Friday, June 19, 2009

Inevitable.

I knew it was going to happen someday....and have dreaded the moment. I know the purpose of parenthood is to raise responsible adults...to let go. I've always been the mom who 'dreaded' their birthdays because it meant they were getting older...growing up...needing me less. I've always played with them and tried to soak it all in because I know how quickly time goes by. I LOVE my children with my whole heart and even though there are 'tough times' I can honestly say that I've loved every stage. (Well...except for those first three months with Cailey...I wouldn't ask for that time back:)

One thing that Cailey does EVERY year the day or two after her birthday is say, "I'm almost 7" (or one year older than she just turned). I always tell her to SLOW down and not rush it:)!! Now Kinsey and Braden do the same thing...5 and 1/4, 3 and 1/2, 6 and 3/4. They can't wait to grow up...I remember being the same way...wishing time away so I could be older. Now I'm wanting it to slow down!

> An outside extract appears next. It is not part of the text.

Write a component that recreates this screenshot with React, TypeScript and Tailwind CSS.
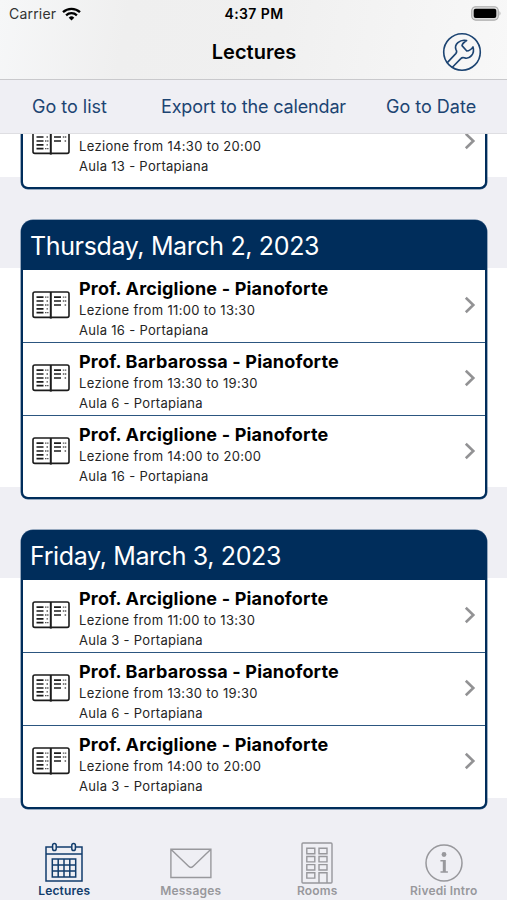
import React from "react";

type Lecture = { title?: string; time: string; room: string };

const thursday: Lecture[] = [
  { title: "Prof. Arciglione - Pianoforte", time: "Lezione from 11:00 to 13:30", room: "Aula 16 - Portapiana" },
  { title: "Prof. Barbarossa - Pianoforte", time: "Lezione from 13:30 to 19:30", room: "Aula 6 - Portapiana" },
  { title: "Prof. Arciglione - Pianoforte", time: "Lezione from 14:00 to 20:00", room: "Aula 16 - Portapiana" },
];

const friday: Lecture[] = [
  { title: "Prof. Arciglione - Pianoforte", time: "Lezione from 11:00 to 13:30", room: "Aula 3 - Portapiana" },
  { title: "Prof. Barbarossa - Pianoforte", time: "Lezione from 13:30 to 19:30", room: "Aula 6 - Portapiana" },
  { title: "Prof. Arciglione - Pianoforte", time: "Lezione from 14:00 to 20:00", room: "Aula 3 - Portapiana" },
];

function BookIcon() {
  return (
    <svg width="38" height="28" viewBox="0 0 38 28" fill="none" stroke="#1c1c1c" className="shrink-0">
      <rect x="1" y="1" width="36" height="25.4" rx="1.8" strokeWidth="1.6" />
      <path d="M18.8 1v26.6" strokeWidth="2" />
      <path d="M4.5 6.2h7M4.5 10h7M4.5 14h7M4.5 17.8h7M4.5 21.7h7M22 6.2h7M22 10h7M22 14h7" strokeWidth="1.7" />
      <path d="M13 6.2h3.5M14.5 10h2M13 14h3.5M14.5 17.8h2M13 21.7h3.5M30.8 6.2h3.5M30.8 10h3.5M32.6 14h1.7" strokeWidth="1.3" strokeDasharray="1.5 .6" stroke="#555" />
    </svg>
  );
}

function Chevron() {
  return (
    <svg width="12" height="18" viewBox="0 0 12 18" fill="none" className="shrink-0">
      <path d="M1.8 1.8 9.3 9l-7.5 7.2" stroke="#929294" strokeWidth="2.6" />
    </svg>
  );
}

function LectureRow({ lecture, last }: { lecture: Lecture; last: boolean }) {
  return (
    <div
      className={`flex h-[73px] shrink-0 items-center pl-[9px] pr-[9px] ${last ? "pb-[3px]" : "border-b border-[#2c5680] pb-[2px]"}`}
    >
      <BookIcon />
      <div className="ml-[9px] flex flex-1 flex-col self-start pt-[6px] text-[13px] whitespace-nowrap text-[#242424]">
        <div className="h-[24px] text-[18px] leading-[25px] font-bold tracking-[0.18px] text-black">{lecture.title}</div>
        <div className="h-[20px] leading-[21px] tracking-[0.33px]">{lecture.time}</div>
        <div className="h-[20px] leading-[21px] tracking-[0.3px]">{lecture.room}</div>
      </div>
      <Chevron />
    </div>
  );
}

function DayCard({ day, lectures }: { day: string; lectures: Lecture[] }) {
  return (
    <section className="mr-[20px] ml-[21px] h-[279px] shrink-0 rounded-t-[12px] rounded-b-[7px] border-2 border-[#002d5b] bg-[#002d5b] shadow-[0_0_0_0.5px_#3f6288]">
      <h2 className="h-[48px] pl-[7px] text-[25px] leading-[49px] font-normal tracking-[-0.36px] whitespace-nowrap text-white">
        {day}
      </h2>
      <div className="h-[227px] rounded-b-[5px] bg-white">
        {lectures.map((l, i) => (
          <LectureRow key={i} lecture={l} last={i === lectures.length - 1} />
        ))}
      </div>
    </section>
  );
}

function CalendarIcon() {
  return (
    <svg width="40" height="42" viewBox="0 0 40 42" fill="none" stroke="currentColor" strokeWidth="1.5">
      <path d="M8.5 5H2v34h36V5h-6.5M12.5 5h15M2 12h36" />
      <rect x="8.6" y="1.5" width="3.6" height="7" rx="1.8" />
      <rect x="27.8" y="1.5" width="3.6" height="7" rx="1.8" />
      <path d="M8.3 17h23.4v18H8.3zM8.3 23h23.4M8.3 29h23.4M14.2 17v18M20 17v18M25.8 17v18" />
    </svg>
  );
}

function MailIcon() {
  return (
    <svg width="42" height="42" viewBox="0 0 42 42" fill="none" stroke="currentColor" strokeWidth="1.4">
      <path d="M.9 7.3h40v28.2H.9zM.9 7.3l17.4 16.8q2.6 2.7 5.2 0L40.9 7.3" />
    </svg>
  );
}

function BuildingIcon() {
  return (
    <svg width="32" height="42" viewBox="0 0 32 42" fill="none" stroke="currentColor" strokeWidth="1.4">
      <rect x="1" y="1" width="30" height="40" rx="1" />
      <path d="M5.8 6.3h8v5.4h-8zM18 6.3h8v5.4h-8zM5.8 14.5h8v5.4h-8zM18 14.5h8v5.4h-8zM5.8 22.6h8V28h-8zM18 22.6h8V28h-8zM5.8 30.7h8v5.4h-8zM18 41V30.7h8V41" />
    </svg>
  );
}

function InfoIcon() {
  return (
    <svg width="40" height="42" viewBox="0 0 40 42" fill="none">
      <circle cx="20" cy="21" r="18" stroke="currentColor" strokeWidth="1.5" />
      <circle cx="20" cy="12.5" r="2.4" fill="currentColor" />
      <path d="M16.4 18h5.4v11.2h2.1v1.5h-7.4v-1.5h2.3v-9.7h-2.4z" fill="currentColor" />
    </svg>
  );
}

function WrenchIcon() {
  return (
    <svg width="40" height="40" viewBox="0 0 40 40" fill="none" stroke="#1c4472" strokeWidth="1.6" strokeLinejoin="round">
      <circle cx="20" cy="20" r="18.3" />
      <path d="M5.3 30.6 13.8 21.6Q15.4 19.8 14 17.6C11.9 12.6 17.6 7 24.6 8.5Q20.4 11.2 20 13.6L24.8 19Q28.2 19 31 14.9C33.2 21.6 27.6 27.8 22.2 25.8Q20.2 25.1 18.8 26.6L10.4 35.2" />
    </svg>
  );
}

function Tab({ label, icon, active }: { label: string; icon: React.ReactNode; active?: boolean }) {
  return (
    <div className={`flex flex-1 flex-col items-center ${active ? "text-[#123d6c]" : "text-[#98989c]"}`}>
      {icon}
      <span className="text-[12px] leading-[14px] font-semibold tracking-[0.18px] whitespace-nowrap">{label}</span>
    </div>
  );
}

export default function App() {
  return (
    <div className="flex h-[900px] w-[507px] flex-col overflow-hidden bg-[#efeff4] font-['Inter','Liberation_Sans',sans-serif] text-black">
      <header className="flex h-[80px] shrink-0 flex-col border-b border-[#c9c9cc] bg-[linear-gradient(100deg,#f6f7f8,#efefef_25%,#f0f0f0_55%,#f8f8f8)]">
        <div className="grid h-[27px] grid-cols-3 items-center pr-[5px] pl-[9px] text-[14px]">
          <div className="flex items-center gap-[6px] text-[#333]">
            <span className="tracking-[0.2px]">Carrier</span>
            <svg width="19" height="14" viewBox="0 0 19 14" fill="none" stroke="#000" strokeWidth="2.3">
              <path d="M1 5.2a12.3 12.3 0 0 1 17 0M4.1 8.3a7.8 7.8 0 0 1 10.8 0" />
              <path d="m9.5 13.6-2.8-2.9a4 4 0 0 1 5.6 0z" fill="#000" stroke="none" />
            </svg>
          </div>
          <div className="pr-[3px] text-center font-semibold tracking-[0.4px]">4:37 PM</div>
          <svg width="31" height="15" viewBox="0 0 31 15" className="justify-self-end">
            <rect x=".7" y=".7" width="26.6" height="13.4" rx="4" fill="#ddd" stroke="#aaa" strokeWidth="1.1" />
            <rect x="2.7" y="2.7" width="22.6" height="9.4" rx="2" fill="#000" />
            <path d="M28.5 5q2 2.4 0 4.8z" fill="#aaa" />
          </svg>
        </div>
        <div className="grid h-[50px] grid-cols-[1fr_auto_1fr] items-center pr-[25px] pl-[26px]">
          <span />
          <h1 className="text-[20px] font-semibold">Lectures</h1>
          <div className="justify-self-end"><WrenchIcon /></div>
        </div>
      </header>
      <nav className="flex h-[54px] shrink-0 items-center border-b border-[#dedee2] pl-[32px] text-[18px] whitespace-nowrap text-[#1c4472]">
        <span className="w-[129px]">Go to list</span>
        <span className="w-[225px] tracking-[-0.14px]">Export to the calendar</span>
        <span>Go to Date</span>
      </nav>
      <main className="flex h-[703px] shrink-0 flex-col overflow-hidden bg-[linear-gradient(to_bottom,#fff_0_43px,#efeff4_43px_134px,#fff_134px_353px,#efeff4_353px_444px,#fff_444px_664px,#efeff4_664px)]">
        <div className="mr-[20px] mb-[31px] ml-[21px] flex h-[55px] shrink-0 flex-col justify-end rounded-b-[7px] border-2 border-t-0 border-[#002d5b] bg-white pb-[8px] shadow-[0_0_0_0.5px_#3f6288]">
          <LectureRow lecture={{ time: "Lezione from 14:30 to 20:00", room: "Aula 13 - Portapiana" }} last />
        </div>
        <DayCard day="Thursday, March 2, 2023" lectures={thursday} />
        <div className="h-[31px] shrink-0" />
        <DayCard day="Friday, March 3, 2023" lectures={friday} />
      </main>
      <footer className="flex h-[63px] shrink-0 pt-[5px] pl-[1px]">
        <Tab label="Lectures" icon={<CalendarIcon />} active />
        <Tab label="Messages" icon={<MailIcon />} />
        <Tab label="Rooms" icon={<BuildingIcon />} />
        <Tab label="Rivedi Intro" icon={<InfoIcon />} />
      </footer>
    </div>
  );
}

I guess it was hard seeing Cailey go off to Kindergarten but this year she was homeschooled so I had the blessing of seeing her grow each and every day...all day. The blessing of teaching her every day....all day. She was involved in many outside activities but when she was at home it was 'our time' and I loved it:)!! Playing games, reading books, doing puzzles, making crafts, baking, praying, all day.

Today we went to the pool and it suddenly hit me as I spent all my time with Kinsey (because Braden is at Nonny and Poppy's house)...my girl is GROWING UP and LETTING GO. I know it's time...but it's KILLING ME! She spent the day making friends and spent her time at the pool with people I didn't know. Little girls, just like her who are learning to let go and swim away from parents to learn and grow from each other. She's always wanted ME to play with her in the pool...the whole time...but is starting to let go. As I write this I'm tearing up because even though I WANT her to make friends and WANT her to break free, she's my baby. I guess she'll always be my baby...they all will.

I do realize that she's still six (and three quarters, as she would say) and isn't exactly getting her drivers license tomorrow...but today was eye opening to me that time is truly flying by and she's letting go...as God intended. Time will continue to fly by each year...and they'll continue to let go....I just pray that they will love the Lord and desire to do His will...in everything.
I LOVE YOU, Cailey, Kinsey, and Braden!!!!

3 comments:

Janet said...

I SO know what you mean! This week all three of my kids were at music camp and oh how I thought it would be SO much fun to do whatever I wanted. Granted...I had a little fun (Brian might say too much fun in the shopping department), but I just couldn't wait to have my kids back and have this week - of them being away each morning - done with. Heather, we are so INCREDIBLY BLESSED to have them home each and every day. Time is flying by too fast! :)

anthonyandbeth said...

this made me tear up! it's so hard to see them grow up but you're doing such a great job with them Heather! all your hard work and quality time is paying off! i must confess, i do have dreams of laying out by the pool while all the kids are playing and in no danger of drowning. :) but i'm sure i'll miss "this" stage once i'm to "that" stage. :) hope you have fun with your kids at your mom's this week!

McLeod Family said...

Heather,

So true...I feel that way about my kids. Especially my oldest she is getting so big and so independent. I guess it is bitter sweet but mostly bitter :)

You are such a good Mom and you encourage me to be such a better Mom just reading your blog! Thanks for being a "light" in this dark world!